Le durcissement du néolibéralisme
entraine un durcissement de la protestation populaire, qui se passe de la
médiation syndicale et de ses petits accords avec la police pour manifester.
Pour tenir, le pouvoir doit durcir les règles du maintien de l’ordre, pour
dissuader et effrayer, tout en s’assurant du soutien de sa police. C’est ainsi
que la police nationale a été la première à obtenir la sauvegarde de son régime
général au moment où le gouvernement les démantelait tous.

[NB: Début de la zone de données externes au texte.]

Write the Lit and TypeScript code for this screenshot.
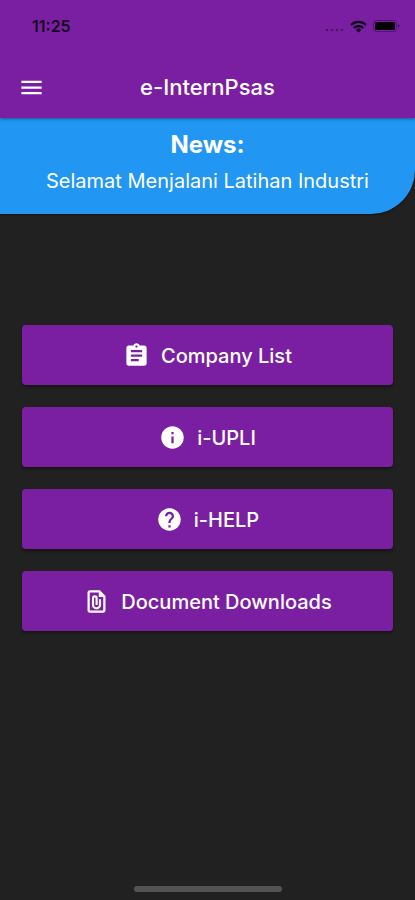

Le croche-pied était
une aubaine : il permettait au pouvoir de dénoncer une violence isolée en
tant que violence isolée sans s’aliéner les forces de l’ordre, qui, sur ce
coup, ne peuvent rien justifier, ne peuvent pas dire qu’il faut voir ce qui se
passe avant, ce qui se passe après, ce qui se passe autour. « Personne ne peut dire que la vidéo est
acceptable », avait pour sa part commenté le premier ministre au
journal de 20 heures, allant loin dans l’art de l’euphémisation.
La violence policière dans la
répression des mouvements n’est pas une suite d’incidents isolés : elle
est la logique de l’auto-préservation de l’état au moment où il brade tous ses
secteurs d’activité. Ce qui se donne à voir, dans cette vidéo, ce n’est pas un
croche-pied avec l’éthique, c’est la mutilation de l’état de droit qui va de pair
avec le démembrement de l’état-providence.